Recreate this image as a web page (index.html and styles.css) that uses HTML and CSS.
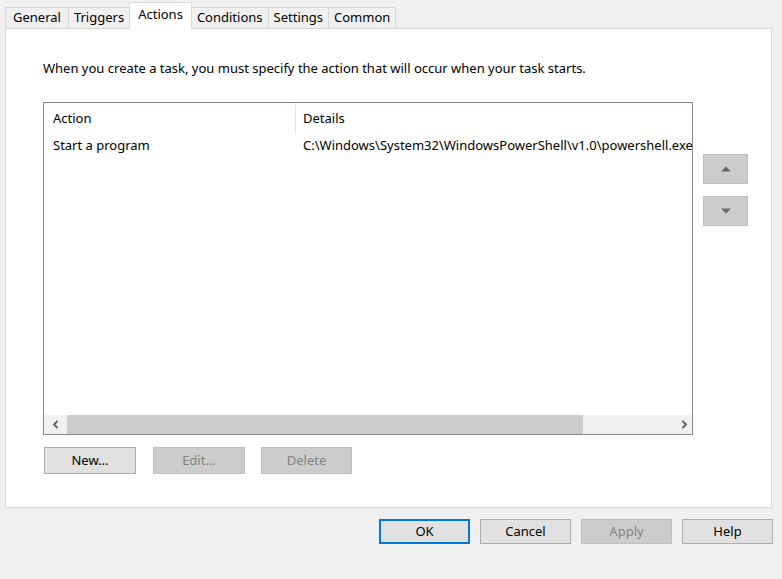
FILE: index.html
```html
<!DOCTYPE html>
<html lang="en">
<head>
  <meta charset="UTF-8">
  <title>Task Properties - Actions</title>
  <link rel="stylesheet" href="styles.css">
</head>
<body>
  <div class="dialog">
    <div class="tabs">
      <div class="tab">General</div>
      <div class="tab">Triggers</div>
      <div class="tab selected">Actions</div>
      <div class="tab">Conditions</div>
      <div class="tab">Settings</div>
      <div class="tab">Common</div>
    </div>

    <div class="panel">
      <p class="intro">When you create a task, you must specify the action that will occur when your task starts.</p>

      <div class="list-row">
        <div class="listbox">
          <div class="list-head">
            <div class="col col-action">Action</div>
            <div class="col col-details">Details</div>
          </div>
          <div class="list-body">
            <div class="list-item">
              <div class="col col-action">Start a program</div>
              <div class="col col-details">C:\Windows\System32\WindowsPowerShell\v1.0\powershell.exe</div>
            </div>
          </div>
          <div class="hscroll">
            <div class="sb-arrow">
              <svg width="8" height="9" viewBox="0 0 8 9"><path d="M5.5 1 L2 4.5 L5.5 8" fill="none" stroke="#606060" stroke-width="1.8"/></svg>
            </div>
            <div class="sb-thumb"></div>
            <div class="sb-track"></div>
            <div class="sb-arrow">
              <svg width="8" height="9" viewBox="0 0 8 9"><path d="M2.5 1 L6 4.5 L2.5 8" fill="none" stroke="#606060" stroke-width="1.8"/></svg>
            </div>
          </div>
        </div>

        <div class="move-btns">
          <div class="move-btn">
            <svg width="10" height="6" viewBox="0 0 10 6"><path d="M0 5.5 L5 0.5 L10 5.5 Z" fill="#6a6a6a"/></svg>
          </div>
          <div class="move-btn">
            <svg width="10" height="6" viewBox="0 0 10 6"><path d="M0 0.5 L5 5.5 L10 0.5 Z" fill="#6a6a6a"/></svg>
          </div>
        </div>
      </div>

      <div class="list-actions">
        <button class="btn">New...</button>
        <button class="btn" disabled>Edit...</button>
        <button class="btn" disabled>Delete</button>
      </div>
    </div>

    <div class="footer">
      <button class="btn default">OK</button>
      <button class="btn">Cancel</button>
      <button class="btn" disabled>Apply</button>
      <button class="btn">Help</button>
    </div>
  </div>
</body>
</html>
```

FILE: styles.css
```css
body {
  margin: 0;
  background: #f0f0f0;
  font-family: "Noto Sans", "Segoe UI", sans-serif;
  font-size: 13px;
  color: #000;
}

.dialog {
  width: 782px;
  height: 579px;
  padding-top: 3px;
  box-sizing: border-box;
}

.tabs {
  display: flex;
  align-items: flex-end;
  height: 25px;
  margin-left: 5px;
}

.tab {
  height: 20px;
  line-height: 18px;
  padding: 0 5px;
  border: 1px solid #d9d9d9;
  border-bottom: none;
  margin-left: -1px;
  background: #f0f0f0;
}
.tab:first-child {
  margin-left: 0;
  padding: 0 7px;
}

.tab.selected {
  height: 26px;
  line-height: 22px;
  padding: 0 8px;
  background: #fff;
  margin-bottom: -1px;
  position: relative;
  z-index: 1;
}

.panel {
  width: 767px;
  height: 480px;
  margin-left: 5px;
  box-sizing: border-box;
  background: #fff;
  border: 1px solid #d9d9d9;
  padding: 31px 0 0 37px;
}

.intro {
  margin: 0;
  line-height: 16px;
}

.list-row {
  display: flex;
  margin-top: 26px;
}

.listbox {
  width: 650px;
  height: 333px;
  box-sizing: border-box;
  border: 1px solid #828790;
  display: flex;
  flex-direction: column;
}

.list-head {
  display: flex;
  height: 31px;
  line-height: 30px;
}
.list-head .col-action {
  border-right: 1px solid #e5e5e5;
}

.list-body {
  flex: 1;
}

.list-item {
  display: flex;
  height: 24px;
  line-height: 22px;
}

.col {
  white-space: nowrap;
  overflow: hidden;
  box-sizing: border-box;
}
.col-action {
  width: 252px;
  padding-left: 9px;
}
.col-details {
  flex: 1;
  padding-left: 7px;
}

.hscroll {
  display: flex;
  height: 19px;
  background: #f0f0f0;
}
.sb-arrow {
  width: 23px;
  display: flex;
  align-items: center;
  justify-content: center;
}
.sb-arrow:last-child {
  width: 17px;
}
.sb-thumb {
  width: 516px;
  background: #cdcdcd;
}
.sb-track {
  flex: 1;
}

.move-btns {
  display: flex;
  flex-direction: column;
  gap: 12px;
  margin: 52px 0 0 10px;
}
.move-btn {
  width: 45px;
  height: 30px;
  box-sizing: border-box;
  background: #cccccc;
  border: 1px solid #bfbfbf;
  display: flex;
  align-items: center;
  justify-content: center;
}

.btn {
  width: 92px;
  height: 27px;
  font-family: inherit;
  font-size: 13px;
  color: #000;
  background: #e1e1e1;
  border: 1px solid #adadad;
  padding: 0 0 2px;
}
.btn:disabled {
  background: #cccccc;
  border-color: #bfbfbf;
  color: #838383;
}
.btn.default {
  border: 2px solid #0078d7;
}

.list-actions {
  display: flex;
  gap: 17px;
  margin: 12px 0 0 1px;
}
.list-actions .btn:last-child {
  width: 91px;
  margin-left: -1px;
}

.footer {
  display: flex;
  justify-content: flex-end;
  gap: 10px;
  padding-right: 9px;
  margin-top: 11px;
}
.footer .btn {
  width: 91px;
  height: 25px;
}
```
◇ ◇ ◇ ◇ ◇ ◇ ◇
◆ AIM OF THE TASK ◆
Omit the pictures, and quote the material above exactly as given.

◆ EXERCISE RESPONSE ◆
Recreate this image as a web page (index.html and styles.css) that uses HTML and CSS.
FILE: index.html
```html
<!DOCTYPE html>
<html lang="en">
<head>
  <meta charset="UTF-8">
  <title>Task Properties - Actions</title>
  <link rel="stylesheet" href="styles.css">
</head>
<body>
  <div class="dialog">
    <div class="tabs">
      <div class="tab">General</div>
      <div class="tab">Triggers</div>
      <div class="tab selected">Actions</div>
      <div class="tab">Conditions</div>
      <div class="tab">Settings</div>
      <div class="tab">Common</div>
    </div>

    <div class="panel">
      <p class="intro">When you create a task, you must specify the action that will occur when your task starts.</p>

      <div class="list-row">
        <div class="listbox">
          <div class="list-head">
            <div class="col col-action">Action</div>
            <div class="col col-details">Details</div>
          </div>
          <div class="list-body">
            <div class="list-item">
              <div class="col col-action">Start a program</div>
              <div class="col col-details">C:\Windows\System32\WindowsPowerShell\v1.0\powershell.exe</div>
            </div>
          </div>
          <div class="hscroll">
            <div class="sb-arrow">
              <svg width="8" height="9" viewBox="0 0 8 9"><path d="M5.5 1 L2 4.5 L5.5 8" fill="none" stroke="#606060" stroke-width="1.8"/></svg>
            </div>
            <div class="sb-thumb"></div>
            <div class="sb-track"></div>
            <div class="sb-arrow">
              <svg width="8" height="9" viewBox="0 0 8 9"><path d="M2.5 1 L6 4.5 L2.5 8" fill="none" stroke="#606060" stroke-width="1.8"/></svg>
            </div>
          </div>
        </div>

        <div class="move-btns">
          <div class="move-btn">
            <svg width="10" height="6" viewBox="0 0 10 6"><path d="M0 5.5 L5 0.5 L10 5.5 Z" fill="#6a6a6a"/></svg>
          </div>
          <div class="move-btn">
            <svg width="10" height="6" viewBox="0 0 10 6"><path d="M0 0.5 L5 5.5 L10 0.5 Z" fill="#6a6a6a"/></svg>
          </div>
        </div>
      </div>

      <div class="list-actions">
        <button class="btn">New...</button>
        <button class="btn" disabled>Edit...</button>
        <button class="btn" disabled>Delete</button>
      </div>
    </div>

    <div class="footer">
      <button class="btn default">OK</button>
      <button class="btn">Cancel</button>
      <button class="btn" disabled>Apply</button>
      <button class="btn">Help</button>
    </div>
  </div>
</body>
</html>
```

FILE: styles.css
```css
body {
  margin: 0;
  background: #f0f0f0;
  font-family: "Noto Sans", "Segoe UI", sans-serif;
  font-size: 13px;
  color: #000;
}

.dialog {
  width: 782px;
  height: 579px;
  padding-top: 3px;
  box-sizing: border-box;
}

.tabs {
  display: flex;
  align-items: flex-end;
  height: 25px;
  margin-left: 5px;
}

.tab {
  height: 20px;
  line-height: 18px;
  padding: 0 5px;
  border: 1px solid #d9d9d9;
  border-bottom: none;
  margin-left: -1px;
  background: #f0f0f0;
}
.tab:first-child {
  margin-left: 0;
  padding: 0 7px;
}

.tab.selected {
  height: 26px;
  line-height: 22px;
  padding: 0 8px;
  background: #fff;
  margin-bottom: -1px;
  position: relative;
  z-index: 1;
}

.panel {
  width: 767px;
  height: 480px;
  margin-left: 5px;
  box-sizing: border-box;
  background: #fff;
  border: 1px solid #d9d9d9;
  padding: 31px 0 0 37px;
}

.intro {
  margin: 0;
  line-height: 16px;
}

.list-row {
  display: flex;
  margin-top: 26px;
}

.listbox {
  width: 650px;
  height: 333px;
  box-sizing: border-box;
  border: 1px solid #828790;
  display: flex;
  flex-direction: column;
}

.list-head {
  display: flex;
  height: 31px;
  line-height: 30px;
}
.list-head .col-action {
  border-right: 1px solid #e5e5e5;
}

.list-body {
  flex: 1;
}

.list-item {
  display: flex;
  height: 24px;
  line-height: 22px;
}

.col {
  white-space: nowrap;
  overflow: hidden;
  box-sizing: border-box;
}
.col-action {
  width: 252px;
  padding-left: 9px;
}
.col-details {
  flex: 1;
  padding-left: 7px;
}

.hscroll {
  display: flex;
  height: 19px;
  background: #f0f0f0;
}
.sb-arrow {
  width: 23px;
  display: flex;
  align-items: center;
  justify-content: center;
}
.sb-arrow:last-child {
  width: 17px;
}
.sb-thumb {
  width: 516px;
  background: #cdcdcd;
}
.sb-track {
  flex: 1;
}

.move-btns {
  display: flex;
  flex-direction: column;
  gap: 12px;
  margin: 52px 0 0 10px;
}
.move-btn {
  width: 45px;
  height: 30px;
  box-sizing: border-box;
  background: #cccccc;
  border: 1px solid #bfbfbf;
  display: flex;
  align-items: center;
  justify-content: center;
}

.btn {
  width: 92px;
  height: 27px;
  font-family: inherit;
  font-size: 13px;
  color: #000;
  background: #e1e1e1;
  border: 1px solid #adadad;
  padding: 0 0 2px;
}
.btn:disabled {
  background: #cccccc;
  border-color: #bfbfbf;
  color: #838383;
}
.btn.default {
  border: 2px solid #0078d7;
}

.list-actions {
  display: flex;
  gap: 17px;
  margin: 12px 0 0 1px;
}
.list-actions .btn:last-child {
  width: 91px;
  margin-left: -1px;
}

.footer {
  display: flex;
  justify-content: flex-end;
  gap: 10px;
  padding-right: 9px;
  margin-top: 11px;
}
.footer .btn {
  width: 91px;
  height: 25px;
}
```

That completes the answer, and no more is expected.